Free speech advocates are striking out in their legal challenges to revenge porn laws.

The Minnesota Supreme Court on Wednesday unanimously upheld a law that bars displaying intimate images or video of another person, either nude or engaged in sexual acts, without the subject’s consent.

A lower court had thrown out the state’s non-consensual porn law, saying the statute banned constitutionally protected — if unsavory — content.



Free speech advocates don’t defend Michael Casillas, who had tapped into his ex-girlfriend’s Dish Network account to access intimate photos with her and another man that he then posted to the internet.

But Raleigh Levine, a professor at the Mitchell Hamline School of Law in Minnesota, said the state’s law doesn’t require malicious intent as cause for penalty, leaving vulnerable persons who might share, say, breastfeeding pictures online.

“True revenge porn is hurtful in some of the worst possible ways,” Ms. Levine said. “The problem is this law sweeps in way too much speech that doesn’t pose those problems.”

Legal experts denote revenge porn as nude or sexual images taken with consent during intimate relationships that later are posted by a partner — often post-breakup — to harass or intimidate.

Over the last decade, 46 states and the District of Columbia have enacted legislation criminalizing revenge porn. Some legal experts, however, question the constitutionality of these laws, which they say strike at the heart of the First Amendment.

Courts have rejected that argument. Defendants in appellate courts in Wisconsin and Vermont came up short in challenging non-consensual dissemination of private sexual images laws.

In October, the U.S. Supreme Court denied a petition filed by attorneys representing Bethany Austin, an Illinois woman who had posted nude photos of her ex-fiancé’s mistress in an attempt to clear her own name after her fiancé had spread falsehoods about the cause of the dissolution of their relationship.

Attorneys for Ms. Austin argued that Ms. Austin “would have been subject to the law even if she had only shared the images documenting her fiancé’s betrayal when seeking help from her mother, a therapist, or clergy.”

Legal experts say one hurdle to such free speech defenses is that courts have allowed the government to block certain speech, such as child pornography and obscenity.
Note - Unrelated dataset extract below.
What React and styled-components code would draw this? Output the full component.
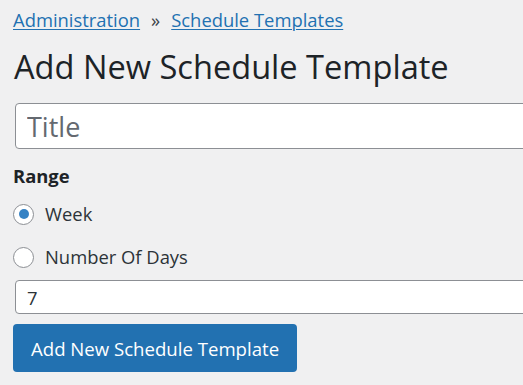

Such prohibitions must survive a strict scrutiny test, which Minnesota’s high court said the 2016 legislation does.

In Wednesday’s ruling, Justice Natalie Hudson acknowledged that the First Amendment is an “umbrella” that provides refuge to “the most unpopular ideas and expressions.”

But Justice Hudson added: “The nonconsensual dissemination of private sexual images, however, presents a grave threat to everyday Minnesotans whose lives are affected by the single click of a button.”

The Cyber Civil Rights Initiative, a nonprofit that helps victims of cyberbullying and cyber harassment, says the effects of sexually graphic images shared on the internet can range from mental health anguish to job loss.